Written exercise:
From the listing below, pull out every line where the string "React" appears.

[START Task data]

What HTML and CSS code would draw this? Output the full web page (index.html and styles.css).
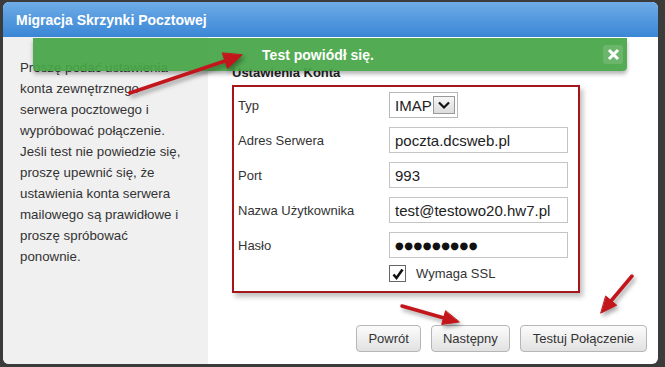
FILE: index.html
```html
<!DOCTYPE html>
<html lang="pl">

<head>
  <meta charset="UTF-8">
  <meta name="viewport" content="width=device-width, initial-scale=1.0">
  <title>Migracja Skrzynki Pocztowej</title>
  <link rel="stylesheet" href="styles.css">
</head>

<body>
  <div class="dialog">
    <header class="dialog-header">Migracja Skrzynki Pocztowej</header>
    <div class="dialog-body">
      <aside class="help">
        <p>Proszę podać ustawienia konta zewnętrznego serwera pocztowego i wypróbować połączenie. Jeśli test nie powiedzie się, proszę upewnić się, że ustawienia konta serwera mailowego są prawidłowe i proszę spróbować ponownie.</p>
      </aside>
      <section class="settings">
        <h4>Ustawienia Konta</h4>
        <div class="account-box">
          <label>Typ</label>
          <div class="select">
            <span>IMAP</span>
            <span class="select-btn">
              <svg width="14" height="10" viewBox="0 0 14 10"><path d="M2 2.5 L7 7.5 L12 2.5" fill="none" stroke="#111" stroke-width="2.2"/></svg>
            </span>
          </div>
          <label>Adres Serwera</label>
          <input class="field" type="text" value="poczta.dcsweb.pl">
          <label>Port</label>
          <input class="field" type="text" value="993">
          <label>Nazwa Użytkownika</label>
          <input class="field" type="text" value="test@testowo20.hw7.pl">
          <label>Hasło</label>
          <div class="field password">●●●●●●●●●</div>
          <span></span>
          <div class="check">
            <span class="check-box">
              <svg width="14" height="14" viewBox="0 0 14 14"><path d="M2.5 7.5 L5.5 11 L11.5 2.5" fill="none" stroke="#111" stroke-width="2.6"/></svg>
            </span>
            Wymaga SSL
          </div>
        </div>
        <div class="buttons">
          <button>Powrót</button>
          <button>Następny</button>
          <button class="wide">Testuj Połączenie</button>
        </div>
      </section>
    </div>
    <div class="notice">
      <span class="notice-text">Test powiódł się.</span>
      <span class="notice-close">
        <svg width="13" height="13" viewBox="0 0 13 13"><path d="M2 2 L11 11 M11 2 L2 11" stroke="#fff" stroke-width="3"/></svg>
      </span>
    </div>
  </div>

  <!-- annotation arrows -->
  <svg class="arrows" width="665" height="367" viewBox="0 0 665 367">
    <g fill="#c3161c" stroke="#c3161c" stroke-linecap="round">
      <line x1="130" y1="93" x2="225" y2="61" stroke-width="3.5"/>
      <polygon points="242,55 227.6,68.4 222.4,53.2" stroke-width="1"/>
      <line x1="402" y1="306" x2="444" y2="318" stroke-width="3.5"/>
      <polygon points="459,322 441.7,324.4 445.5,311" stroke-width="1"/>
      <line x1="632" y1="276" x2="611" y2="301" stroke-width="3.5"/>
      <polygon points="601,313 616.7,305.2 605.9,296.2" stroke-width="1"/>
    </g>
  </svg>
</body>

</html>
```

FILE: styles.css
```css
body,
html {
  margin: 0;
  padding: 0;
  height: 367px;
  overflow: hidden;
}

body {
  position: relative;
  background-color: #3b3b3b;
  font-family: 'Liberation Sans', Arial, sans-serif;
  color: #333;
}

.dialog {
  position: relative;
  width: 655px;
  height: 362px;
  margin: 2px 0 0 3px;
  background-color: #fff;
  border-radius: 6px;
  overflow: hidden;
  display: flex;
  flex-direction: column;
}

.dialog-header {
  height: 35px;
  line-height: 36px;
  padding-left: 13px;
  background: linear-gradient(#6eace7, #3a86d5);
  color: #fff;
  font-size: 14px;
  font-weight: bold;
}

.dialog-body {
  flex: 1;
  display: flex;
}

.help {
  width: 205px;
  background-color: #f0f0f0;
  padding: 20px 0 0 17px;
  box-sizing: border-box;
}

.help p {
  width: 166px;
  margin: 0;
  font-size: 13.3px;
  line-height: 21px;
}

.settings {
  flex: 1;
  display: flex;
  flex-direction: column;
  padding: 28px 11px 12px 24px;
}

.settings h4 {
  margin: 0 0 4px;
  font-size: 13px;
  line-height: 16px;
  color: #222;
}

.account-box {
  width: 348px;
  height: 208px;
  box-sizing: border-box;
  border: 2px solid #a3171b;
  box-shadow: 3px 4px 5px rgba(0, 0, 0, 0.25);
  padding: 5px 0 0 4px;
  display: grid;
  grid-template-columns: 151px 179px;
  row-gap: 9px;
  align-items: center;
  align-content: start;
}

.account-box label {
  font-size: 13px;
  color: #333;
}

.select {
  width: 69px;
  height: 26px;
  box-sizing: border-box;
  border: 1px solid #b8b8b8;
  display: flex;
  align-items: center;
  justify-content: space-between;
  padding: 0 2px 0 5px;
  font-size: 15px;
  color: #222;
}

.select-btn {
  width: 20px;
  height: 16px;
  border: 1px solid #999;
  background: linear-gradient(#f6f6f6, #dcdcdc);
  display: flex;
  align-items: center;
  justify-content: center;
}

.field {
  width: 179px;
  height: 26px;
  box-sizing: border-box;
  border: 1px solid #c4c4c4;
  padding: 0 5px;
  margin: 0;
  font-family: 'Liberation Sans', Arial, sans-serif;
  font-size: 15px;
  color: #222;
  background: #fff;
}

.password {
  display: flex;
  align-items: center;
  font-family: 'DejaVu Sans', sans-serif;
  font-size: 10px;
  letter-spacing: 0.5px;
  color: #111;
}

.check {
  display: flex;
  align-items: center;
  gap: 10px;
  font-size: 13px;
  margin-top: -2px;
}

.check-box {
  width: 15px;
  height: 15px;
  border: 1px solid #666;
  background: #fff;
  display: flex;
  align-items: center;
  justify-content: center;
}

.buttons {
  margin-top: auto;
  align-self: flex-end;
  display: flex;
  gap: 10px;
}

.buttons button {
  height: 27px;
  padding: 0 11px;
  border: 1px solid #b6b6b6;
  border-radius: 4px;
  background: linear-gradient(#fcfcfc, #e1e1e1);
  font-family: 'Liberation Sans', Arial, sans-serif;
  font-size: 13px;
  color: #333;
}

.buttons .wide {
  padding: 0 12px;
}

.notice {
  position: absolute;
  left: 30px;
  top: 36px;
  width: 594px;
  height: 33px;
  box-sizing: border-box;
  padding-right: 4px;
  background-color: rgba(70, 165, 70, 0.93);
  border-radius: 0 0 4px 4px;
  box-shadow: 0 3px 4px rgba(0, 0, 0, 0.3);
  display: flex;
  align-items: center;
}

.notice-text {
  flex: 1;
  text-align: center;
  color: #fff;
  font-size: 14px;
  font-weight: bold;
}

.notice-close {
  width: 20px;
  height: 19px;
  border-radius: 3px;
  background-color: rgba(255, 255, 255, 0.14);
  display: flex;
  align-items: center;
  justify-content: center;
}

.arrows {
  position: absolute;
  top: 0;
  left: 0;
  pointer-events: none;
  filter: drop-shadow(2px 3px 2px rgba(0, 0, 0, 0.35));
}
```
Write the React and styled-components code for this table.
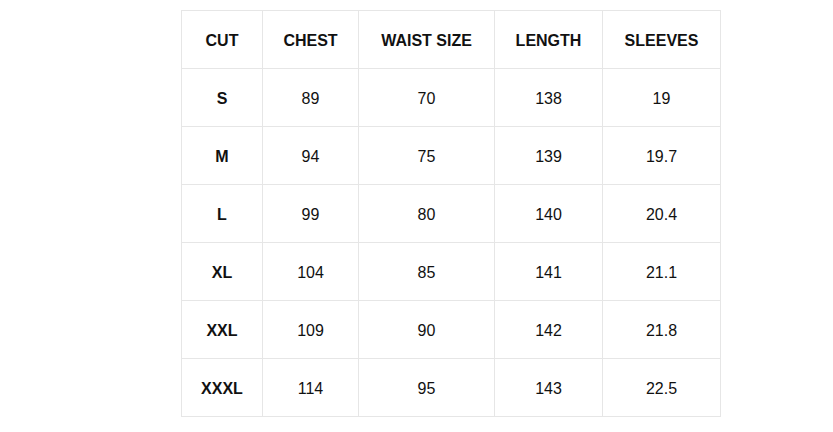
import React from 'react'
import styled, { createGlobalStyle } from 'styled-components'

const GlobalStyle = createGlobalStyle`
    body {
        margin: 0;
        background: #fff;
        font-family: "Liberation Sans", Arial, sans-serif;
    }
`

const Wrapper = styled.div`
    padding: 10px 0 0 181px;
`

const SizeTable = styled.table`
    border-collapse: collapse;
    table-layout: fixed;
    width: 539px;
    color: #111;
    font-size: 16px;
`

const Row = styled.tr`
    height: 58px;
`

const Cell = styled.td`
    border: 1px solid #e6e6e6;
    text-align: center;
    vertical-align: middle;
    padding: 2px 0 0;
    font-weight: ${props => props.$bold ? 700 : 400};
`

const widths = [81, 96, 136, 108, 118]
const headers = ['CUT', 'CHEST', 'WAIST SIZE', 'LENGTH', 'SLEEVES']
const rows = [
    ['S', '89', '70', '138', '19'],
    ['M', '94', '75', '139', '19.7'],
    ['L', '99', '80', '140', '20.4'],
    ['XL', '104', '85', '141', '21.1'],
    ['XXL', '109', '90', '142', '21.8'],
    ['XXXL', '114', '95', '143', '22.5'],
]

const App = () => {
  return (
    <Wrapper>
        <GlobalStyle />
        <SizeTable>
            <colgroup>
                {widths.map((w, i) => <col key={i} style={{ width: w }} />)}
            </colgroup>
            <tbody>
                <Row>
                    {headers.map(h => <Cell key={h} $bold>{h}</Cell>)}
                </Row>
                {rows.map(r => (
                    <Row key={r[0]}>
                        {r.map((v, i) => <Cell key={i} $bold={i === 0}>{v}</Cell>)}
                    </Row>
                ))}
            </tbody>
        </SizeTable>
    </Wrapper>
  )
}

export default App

[END Task data]

Expected answer:
Write the React and styled-components code for this table.
import React from 'react'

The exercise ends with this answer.